Too much of a good thing?
Czech roads are considered to be among the most dangerous in Europe: 1,200 people are killed in road accidents every year. The traffic police claim that this is largely due to undisciplined drivers and their own lack of clout in enforcing traffic regulations. But ask motorists to tell you their side of the story and you'll hear plenty of different arguments: poor road maintenance which makes them swerve unexpectedly to avoid potholes, overburdened highways and too many distractions in the form of road-signs, billboards and even memorial stones of people killed in an accident on a given spot.
Road signs are an essential part of road safety - and a valuable source of information - but put too many of them in row and you'll inevitably get the opposite effect. Drivers either ignore them or they miss the important ones in the maze of signs that fly past. On some stretches of the road drivers are expected to register and comply with as many as 36 road signs in the space of one kilometre. Vlasta Renova of the Prague based Transport Research Centre says that information-overload has become an increasing problem on many Czech roads:
"When you go past an alley of road signs it can lead to confusion as to what's vital, so when you are putting up road signs you really need to give the matter some thought and decide what's dispensable in the interest of safety and what really needs to be there. You need to respect how much the driver can "digest" because otherwise a dispensable road sign could make him overlook a vital one."
Where new road signs will be erected is a matter decided between the local authorities and the traffic police. And it must be said that they are extremely generous with them. Every year five to six thousand new road signs are commissioned and put up. Few get taken away. Vlasta Renova says the problem simply requires broader vision and better management of traffic in both rural and urban areas.

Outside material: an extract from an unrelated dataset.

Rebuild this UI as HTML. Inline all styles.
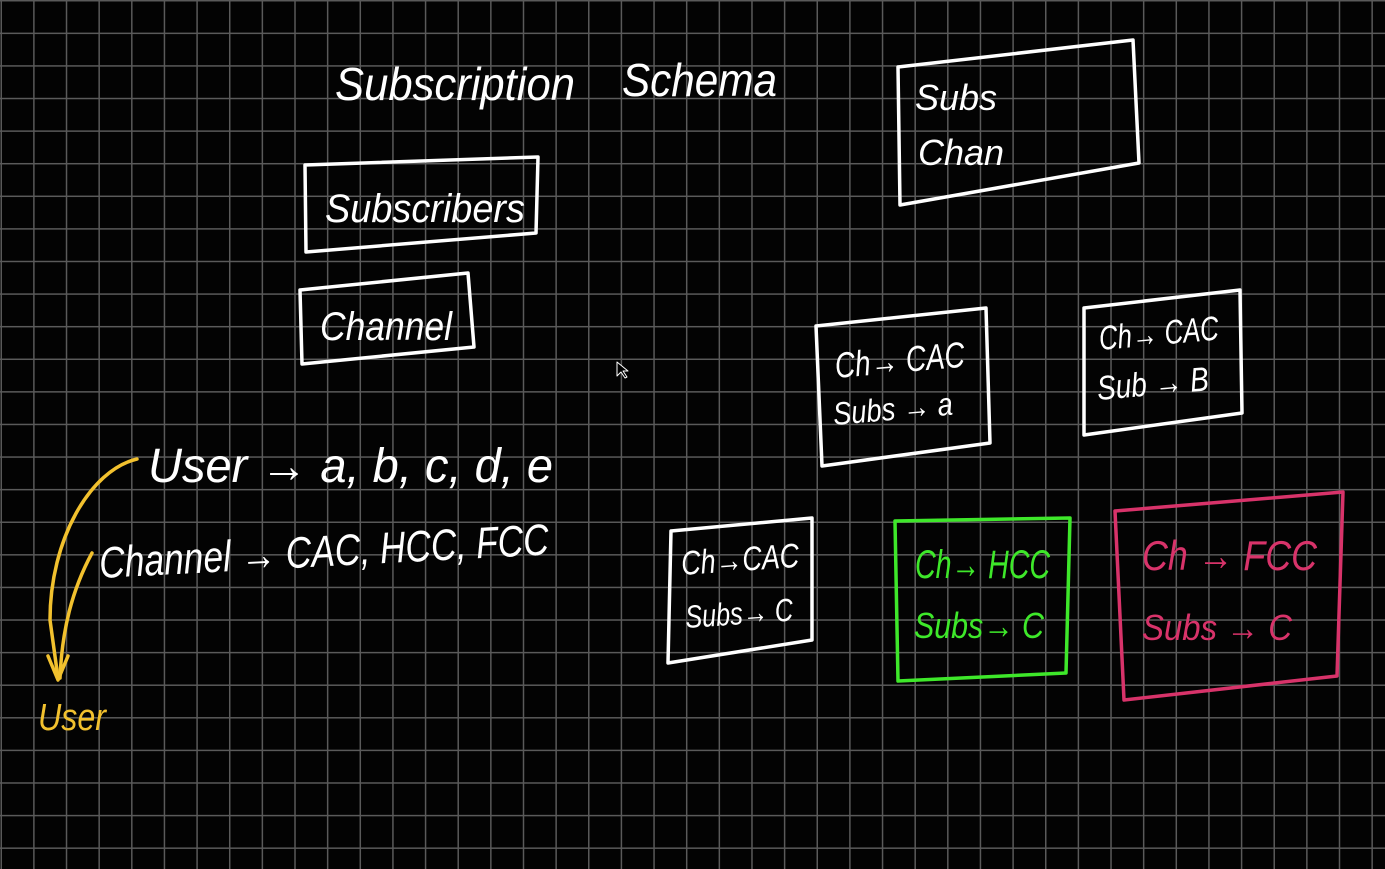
<!DOCTYPE html>
<html><head><style>
html,body{margin:0;padding:0;}
body{width:1385px;height:869px;overflow:hidden;background-color:#030303;
background-image:linear-gradient(to right,#5a5a5a 1.5px,transparent 1.5px),linear-gradient(to bottom,#5a5a5a 1.5px,transparent 1.5px);
background-size:32.65px 32.6px;background-position:0.5px 0px;}
svg{position:absolute;left:0;top:0;}
text{font-family:"Liberation Sans",sans-serif;font-style:italic;}
</style></head><body>
<svg width="1385" height="869" viewBox="0 0 1385 869" fill="none" stroke-linecap="round" stroke-linejoin="round">
<g fill="#fff" stroke="none">
<text x="335" y="100" font-size="46" textLength="240" lengthAdjust="spacingAndGlyphs">Subscription</text>
<text x="622" y="96" font-size="46" textLength="155" lengthAdjust="spacingAndGlyphs">Schema</text>
<text x="325" y="222" font-size="40" textLength="200" lengthAdjust="spacingAndGlyphs">Subscribers</text>
<text x="320" y="340" font-size="40" textLength="132" lengthAdjust="spacingAndGlyphs">Channel</text>
<text x="915" y="110" font-size="36">Subs</text>
<text x="918" y="165" font-size="36">Chan</text>
<text x="148" y="482" font-size="48" textLength="405" lengthAdjust="spacingAndGlyphs">User → a, b, c, d, e</text>
<text x="100" y="578" font-size="44" textLength="450" lengthAdjust="spacingAndGlyphs" transform="rotate(-3 100 578)">Channel → CAC, HCC, FCC</text>
<text x="836" y="378" font-size="36" textLength="130" lengthAdjust="spacingAndGlyphs" transform="rotate(-5 836 378)">Ch→ CAC</text>
<text x="834" y="425" font-size="32" textLength="120" lengthAdjust="spacingAndGlyphs" transform="rotate(-5 834 425)">Subs → a</text>
<text x="1100" y="350" font-size="34" textLength="120" lengthAdjust="spacingAndGlyphs" transform="rotate(-5 1100 350)">Ch→ CAC</text>
<text x="1098" y="400" font-size="34" textLength="112" lengthAdjust="spacingAndGlyphs" transform="rotate(-5 1098 400)">Sub → B</text>
<text x="682" y="575" font-size="34" textLength="118" lengthAdjust="spacingAndGlyphs" transform="rotate(-4 682 575)">Ch→CAC</text>
<text x="686" y="628" font-size="32" textLength="108" lengthAdjust="spacingAndGlyphs" transform="rotate(-4 686 628)">Subs→ C</text>
</g>
<g fill="#3ee82a" stroke="none">
<text x="915" y="578" font-size="40" textLength="135" lengthAdjust="spacingAndGlyphs">Ch→ HCC</text>
<text x="914" y="638" font-size="36" textLength="130" lengthAdjust="spacingAndGlyphs">Subs→ C</text>
</g>
<g fill="#d8336a" stroke="none">
<text x="1142" y="570" font-size="42" textLength="175" lengthAdjust="spacingAndGlyphs">Ch → FCC</text>
<text x="1142" y="640" font-size="36" textLength="150" lengthAdjust="spacingAndGlyphs">Subs → C</text>
</g>
<text x="38" y="730" font-size="38" fill="#f2c12e" textLength="68" lengthAdjust="spacingAndGlyphs">User</text>
<g stroke="#fff" stroke-width="3.5">
<path d="M305 165 L538 157 L536 233 L306 252 Z"/>
<path d="M300 290 L468 273 L474 347 L302 364 Z"/>
<path d="M898 67 L1133 40 L1139 163 L900 205 Z"/>
<path d="M816 326 L986 308 L990 443 L822 466 Z"/>
<path d="M1084 308 L1240 290 L1242 413 L1084 435 Z"/>
<path d="M671 531 L812 518 L812 640 L668 663 Z"/>
</g>
<path d="M895 521 L1070 518 L1066 673 L898 681 Z" stroke="#3ee82a" stroke-width="3.5"/>
<path d="M1115 511 L1343 492 L1337 676 L1124 700 Z" stroke="#d8336a" stroke-width="3.5"/>
<g stroke="#f2c12e" stroke-width="3.5">
<path d="M137 459 C90 470 50 540 50 620 L58 678"/>
<path d="M92 553 C72 590 62 630 60 678"/>
<path d="M48 656 L58 680 L68 656"/>
</g>
<path d="M617 362 L617 376 L621 372 L625 378 L627 377 L623 371 L628 371 Z" fill="#000" stroke="#fff" stroke-width="1"/>
</svg>
</body></html>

"Sometimes the authorities create this situation with the best of intentions. For instance on a stretch of the road that's potentially dangerous, they tend to add more and more signs so that drivers are forewarned. But that's often not a good solution."
Although the problem has been brought up in the Senate there doesn't seem to be a simple solution at hand. Everyone has something to tell drivers and the road is a good place to do it. So besides the glut of road signs drivers are alerted to the fact that they have the government to blame for the poor state of the road - thanks to a billboard campaign commissioned by an opposition politician, and the fact that they should maintain a safe distance from the vehicle ahead of them - a road-safety campaign launched by the Transport Ministry.